What you need to do: Reproduce the data in its entirety, exactly as supplied.

**********

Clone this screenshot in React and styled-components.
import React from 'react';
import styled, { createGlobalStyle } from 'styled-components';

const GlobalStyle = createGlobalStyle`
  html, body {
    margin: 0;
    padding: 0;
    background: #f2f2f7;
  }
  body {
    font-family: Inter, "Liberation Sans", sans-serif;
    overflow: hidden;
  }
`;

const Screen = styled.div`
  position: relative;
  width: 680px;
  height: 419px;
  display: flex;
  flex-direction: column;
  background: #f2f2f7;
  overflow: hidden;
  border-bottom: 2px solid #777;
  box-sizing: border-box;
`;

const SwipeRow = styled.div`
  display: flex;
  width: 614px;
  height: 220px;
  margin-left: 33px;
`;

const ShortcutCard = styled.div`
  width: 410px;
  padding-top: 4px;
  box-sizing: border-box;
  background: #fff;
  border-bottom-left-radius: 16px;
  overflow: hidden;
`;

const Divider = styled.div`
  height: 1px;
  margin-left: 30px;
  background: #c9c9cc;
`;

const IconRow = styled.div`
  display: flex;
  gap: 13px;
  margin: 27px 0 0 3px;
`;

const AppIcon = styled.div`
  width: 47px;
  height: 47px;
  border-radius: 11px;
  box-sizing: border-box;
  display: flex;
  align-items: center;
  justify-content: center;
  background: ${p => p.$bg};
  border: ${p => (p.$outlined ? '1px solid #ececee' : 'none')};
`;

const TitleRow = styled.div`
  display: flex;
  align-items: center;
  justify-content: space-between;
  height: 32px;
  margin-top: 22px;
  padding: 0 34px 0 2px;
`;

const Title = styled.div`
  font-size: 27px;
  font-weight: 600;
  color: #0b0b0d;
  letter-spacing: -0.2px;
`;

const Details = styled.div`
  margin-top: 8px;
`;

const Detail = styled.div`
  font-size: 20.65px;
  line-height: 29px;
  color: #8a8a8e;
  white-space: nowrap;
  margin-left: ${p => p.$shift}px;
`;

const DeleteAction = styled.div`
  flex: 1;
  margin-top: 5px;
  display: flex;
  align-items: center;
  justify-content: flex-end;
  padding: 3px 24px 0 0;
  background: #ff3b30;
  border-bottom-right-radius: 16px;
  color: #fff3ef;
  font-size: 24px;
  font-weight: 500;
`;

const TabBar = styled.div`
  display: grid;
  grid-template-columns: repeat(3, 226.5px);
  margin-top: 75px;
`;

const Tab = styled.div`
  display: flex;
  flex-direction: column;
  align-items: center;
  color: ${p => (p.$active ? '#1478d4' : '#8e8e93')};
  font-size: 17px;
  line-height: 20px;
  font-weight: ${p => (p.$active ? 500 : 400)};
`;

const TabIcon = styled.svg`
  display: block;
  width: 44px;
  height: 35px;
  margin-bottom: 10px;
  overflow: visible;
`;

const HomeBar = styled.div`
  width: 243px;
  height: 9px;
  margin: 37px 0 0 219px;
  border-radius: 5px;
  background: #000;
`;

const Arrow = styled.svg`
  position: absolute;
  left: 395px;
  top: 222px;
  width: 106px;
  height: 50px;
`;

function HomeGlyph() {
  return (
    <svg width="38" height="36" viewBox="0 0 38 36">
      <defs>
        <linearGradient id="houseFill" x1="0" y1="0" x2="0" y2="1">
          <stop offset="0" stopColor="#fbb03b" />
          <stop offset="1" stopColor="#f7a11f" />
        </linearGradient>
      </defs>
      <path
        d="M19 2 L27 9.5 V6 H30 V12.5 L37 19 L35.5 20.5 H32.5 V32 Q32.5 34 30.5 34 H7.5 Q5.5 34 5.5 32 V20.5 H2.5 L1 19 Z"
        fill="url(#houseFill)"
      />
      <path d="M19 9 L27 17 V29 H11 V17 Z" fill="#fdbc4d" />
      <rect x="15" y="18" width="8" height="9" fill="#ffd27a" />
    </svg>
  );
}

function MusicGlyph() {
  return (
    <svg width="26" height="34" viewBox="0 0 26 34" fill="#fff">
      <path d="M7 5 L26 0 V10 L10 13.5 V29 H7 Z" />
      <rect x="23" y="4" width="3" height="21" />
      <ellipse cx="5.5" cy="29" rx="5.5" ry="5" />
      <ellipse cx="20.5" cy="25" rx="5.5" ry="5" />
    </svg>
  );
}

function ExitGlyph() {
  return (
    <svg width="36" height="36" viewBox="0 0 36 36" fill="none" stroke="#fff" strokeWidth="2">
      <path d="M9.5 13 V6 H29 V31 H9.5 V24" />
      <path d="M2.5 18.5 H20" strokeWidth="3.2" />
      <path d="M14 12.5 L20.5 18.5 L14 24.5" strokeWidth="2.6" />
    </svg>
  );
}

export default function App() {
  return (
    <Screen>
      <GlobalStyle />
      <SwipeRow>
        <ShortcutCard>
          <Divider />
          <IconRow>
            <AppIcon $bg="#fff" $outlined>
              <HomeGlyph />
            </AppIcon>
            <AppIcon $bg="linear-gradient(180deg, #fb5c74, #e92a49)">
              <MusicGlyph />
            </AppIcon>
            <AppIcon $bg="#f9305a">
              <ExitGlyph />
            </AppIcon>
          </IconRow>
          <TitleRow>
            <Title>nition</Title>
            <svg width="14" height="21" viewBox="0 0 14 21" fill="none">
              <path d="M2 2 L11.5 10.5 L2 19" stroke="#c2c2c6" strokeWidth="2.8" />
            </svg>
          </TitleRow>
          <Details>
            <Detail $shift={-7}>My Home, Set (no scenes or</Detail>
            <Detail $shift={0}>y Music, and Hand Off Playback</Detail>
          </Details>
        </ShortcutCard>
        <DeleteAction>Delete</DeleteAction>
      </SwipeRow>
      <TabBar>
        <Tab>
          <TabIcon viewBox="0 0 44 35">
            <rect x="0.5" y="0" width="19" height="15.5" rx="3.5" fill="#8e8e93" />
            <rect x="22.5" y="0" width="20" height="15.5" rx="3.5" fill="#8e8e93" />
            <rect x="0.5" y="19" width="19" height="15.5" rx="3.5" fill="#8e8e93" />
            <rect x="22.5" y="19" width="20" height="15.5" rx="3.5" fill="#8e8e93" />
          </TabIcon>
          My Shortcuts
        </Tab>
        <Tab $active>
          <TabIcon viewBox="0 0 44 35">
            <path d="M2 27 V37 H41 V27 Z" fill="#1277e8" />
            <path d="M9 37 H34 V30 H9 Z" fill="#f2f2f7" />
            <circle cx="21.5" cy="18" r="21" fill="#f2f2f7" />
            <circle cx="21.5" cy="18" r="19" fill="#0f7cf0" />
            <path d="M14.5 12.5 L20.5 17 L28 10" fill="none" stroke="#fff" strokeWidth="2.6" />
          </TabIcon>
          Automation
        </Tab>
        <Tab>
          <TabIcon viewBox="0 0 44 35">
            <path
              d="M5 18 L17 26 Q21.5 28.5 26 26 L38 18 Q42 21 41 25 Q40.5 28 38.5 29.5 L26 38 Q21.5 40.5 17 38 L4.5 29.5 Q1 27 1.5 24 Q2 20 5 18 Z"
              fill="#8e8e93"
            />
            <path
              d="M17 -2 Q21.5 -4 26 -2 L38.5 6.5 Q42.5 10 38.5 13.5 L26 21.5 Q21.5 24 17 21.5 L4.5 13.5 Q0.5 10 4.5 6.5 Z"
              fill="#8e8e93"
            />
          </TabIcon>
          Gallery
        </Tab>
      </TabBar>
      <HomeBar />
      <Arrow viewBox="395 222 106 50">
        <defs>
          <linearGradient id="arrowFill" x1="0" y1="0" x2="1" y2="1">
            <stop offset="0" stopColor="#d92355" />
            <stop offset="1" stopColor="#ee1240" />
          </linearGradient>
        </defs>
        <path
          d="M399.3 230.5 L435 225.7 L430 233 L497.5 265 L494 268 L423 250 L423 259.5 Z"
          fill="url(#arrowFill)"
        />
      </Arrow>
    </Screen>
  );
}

**********

Response below:
Clone this screenshot in React and styled-components.
import React from 'react';
import styled, { createGlobalStyle } from 'styled-components';

const GlobalStyle = createGlobalStyle`
  html, body {
    margin: 0;
    padding: 0;
    background: #f2f2f7;
  }
  body {
    font-family: Inter, "Liberation Sans", sans-serif;
    overflow: hidden;
  }
`;

const Screen = styled.div`
  position: relative;
  width: 680px;
  height: 419px;
  display: flex;
  flex-direction: column;
  background: #f2f2f7;
  overflow: hidden;
  border-bottom: 2px solid #777;
  box-sizing: border-box;
`;

const SwipeRow = styled.div`
  display: flex;
  width: 614px;
  height: 220px;
  margin-left: 33px;
`;

const ShortcutCard = styled.div`
  width: 410px;
  padding-top: 4px;
  box-sizing: border-box;
  background: #fff;
  border-bottom-left-radius: 16px;
  overflow: hidden;
`;

const Divider = styled.div`
  height: 1px;
  margin-left: 30px;
  background: #c9c9cc;
`;

const IconRow = styled.div`
  display: flex;
  gap: 13px;
  margin: 27px 0 0 3px;
`;

const AppIcon = styled.div`
  width: 47px;
  height: 47px;
  border-radius: 11px;
  box-sizing: border-box;
  display: flex;
  align-items: center;
  justify-content: center;
  background: ${p => p.$bg};
  border: ${p => (p.$outlined ? '1px solid #ececee' : 'none')};
`;

const TitleRow = styled.div`
  display: flex;
  align-items: center;
  justify-content: space-between;
  height: 32px;
  margin-top: 22px;
  padding: 0 34px 0 2px;
`;

const Title = styled.div`
  font-size: 27px;
  font-weight: 600;
  color: #0b0b0d;
  letter-spacing: -0.2px;
`;

const Details = styled.div`
  margin-top: 8px;
`;

const Detail = styled.div`
  font-size: 20.65px;
  line-height: 29px;
  color: #8a8a8e;
  white-space: nowrap;
  margin-left: ${p => p.$shift}px;
`;

const DeleteAction = styled.div`
  flex: 1;
  margin-top: 5px;
  display: flex;
  align-items: center;
  justify-content: flex-end;
  padding: 3px 24px 0 0;
  background: #ff3b30;
  border-bottom-right-radius: 16px;
  color: #fff3ef;
  font-size: 24px;
  font-weight: 500;
`;

const TabBar = styled.div`
  display: grid;
  grid-template-columns: repeat(3, 226.5px);
  margin-top: 75px;
`;

const Tab = styled.div`
  display: flex;
  flex-direction: column;
  align-items: center;
  color: ${p => (p.$active ? '#1478d4' : '#8e8e93')};
  font-size: 17px;
  line-height: 20px;
  font-weight: ${p => (p.$active ? 500 : 400)};
`;

const TabIcon = styled.svg`
  display: block;
  width: 44px;
  height: 35px;
  margin-bottom: 10px;
  overflow: visible;
`;

const HomeBar = styled.div`
  width: 243px;
  height: 9px;
  margin: 37px 0 0 219px;
  border-radius: 5px;
  background: #000;
`;

const Arrow = styled.svg`
  position: absolute;
  left: 395px;
  top: 222px;
  width: 106px;
  height: 50px;
`;

function HomeGlyph() {
  return (
    <svg width="38" height="36" viewBox="0 0 38 36">
      <defs>
        <linearGradient id="houseFill" x1="0" y1="0" x2="0" y2="1">
          <stop offset="0" stopColor="#fbb03b" />
          <stop offset="1" stopColor="#f7a11f" />
        </linearGradient>
      </defs>
      <path
        d="M19 2 L27 9.5 V6 H30 V12.5 L37 19 L35.5 20.5 H32.5 V32 Q32.5 34 30.5 34 H7.5 Q5.5 34 5.5 32 V20.5 H2.5 L1 19 Z"
        fill="url(#houseFill)"
      />
      <path d="M19 9 L27 17 V29 H11 V17 Z" fill="#fdbc4d" />
      <rect x="15" y="18" width="8" height="9" fill="#ffd27a" />
    </svg>
  );
}

function MusicGlyph() {
  return (
    <svg width="26" height="34" viewBox="0 0 26 34" fill="#fff">
      <path d="M7 5 L26 0 V10 L10 13.5 V29 H7 Z" />
      <rect x="23" y="4" width="3" height="21" />
      <ellipse cx="5.5" cy="29" rx="5.5" ry="5" />
      <ellipse cx="20.5" cy="25" rx="5.5" ry="5" />
    </svg>
  );
}

function ExitGlyph() {
  return (
    <svg width="36" height="36" viewBox="0 0 36 36" fill="none" stroke="#fff" strokeWidth="2">
      <path d="M9.5 13 V6 H29 V31 H9.5 V24" />
      <path d="M2.5 18.5 H20" strokeWidth="3.2" />
      <path d="M14 12.5 L20.5 18.5 L14 24.5" strokeWidth="2.6" />
    </svg>
  );
}

export default function App() {
  return (
    <Screen>
      <GlobalStyle />
      <SwipeRow>
        <ShortcutCard>
          <Divider />
          <IconRow>
            <AppIcon $bg="#fff" $outlined>
              <HomeGlyph />
            </AppIcon>
            <AppIcon $bg="linear-gradient(180deg, #fb5c74, #e92a49)">
              <MusicGlyph />
            </AppIcon>
            <AppIcon $bg="#f9305a">
              <ExitGlyph />
            </AppIcon>
          </IconRow>
          <TitleRow>
            <Title>nition</Title>
            <svg width="14" height="21" viewBox="0 0 14 21" fill="none">
              <path d="M2 2 L11.5 10.5 L2 19" stroke="#c2c2c6" strokeWidth="2.8" />
            </svg>
          </TitleRow>
          <Details>
            <Detail $shift={-7}>My Home, Set (no scenes or</Detail>
            <Detail $shift={0}>y Music, and Hand Off Playback</Detail>
          </Details>
        </ShortcutCard>
        <DeleteAction>Delete</DeleteAction>
      </SwipeRow>
      <TabBar>
        <Tab>
          <TabIcon viewBox="0 0 44 35">
            <rect x="0.5" y="0" width="19" height="15.5" rx="3.5" fill="#8e8e93" />
            <rect x="22.5" y="0" width="20" height="15.5" rx="3.5" fill="#8e8e93" />
            <rect x="0.5" y="19" width="19" height="15.5" rx="3.5" fill="#8e8e93" />
            <rect x="22.5" y="19" width="20" height="15.5" rx="3.5" fill="#8e8e93" />
          </TabIcon>
          My Shortcuts
        </Tab>
        <Tab $active>
          <TabIcon viewBox="0 0 44 35">
            <path d="M2 27 V37 H41 V27 Z" fill="#1277e8" />
            <path d="M9 37 H34 V30 H9 Z" fill="#f2f2f7" />
            <circle cx="21.5" cy="18" r="21" fill="#f2f2f7" />
            <circle cx="21.5" cy="18" r="19" fill="#0f7cf0" />
            <path d="M14.5 12.5 L20.5 17 L28 10" fill="none" stroke="#fff" strokeWidth="2.6" />
          </TabIcon>
          Automation
        </Tab>
        <Tab>
          <TabIcon viewBox="0 0 44 35">
            <path
              d="M5 18 L17 26 Q21.5 28.5 26 26 L38 18 Q42 21 41 25 Q40.5 28 38.5 29.5 L26 38 Q21.5 40.5 17 38 L4.5 29.5 Q1 27 1.5 24 Q2 20 5 18 Z"
              fill="#8e8e93"
            />
            <path
              d="M17 -2 Q21.5 -4 26 -2 L38.5 6.5 Q42.5 10 38.5 13.5 L26 21.5 Q21.5 24 17 21.5 L4.5 13.5 Q0.5 10 4.5 6.5 Z"
              fill="#8e8e93"
            />
          </TabIcon>
          Gallery
        </Tab>
      </TabBar>
      <HomeBar />
      <Arrow viewBox="395 222 106 50">
        <defs>
          <linearGradient id="arrowFill" x1="0" y1="0" x2="1" y2="1">
            <stop offset="0" stopColor="#d92355" />
            <stop offset="1" stopColor="#ee1240" />
          </linearGradient>
        </defs>
        <path
          d="M399.3 230.5 L435 225.7 L430 233 L497.5 265 L494 268 L423 250 L423 259.5 Z"
          fill="url(#arrowFill)"
        />
      </Arrow>
    </Screen>
  );
}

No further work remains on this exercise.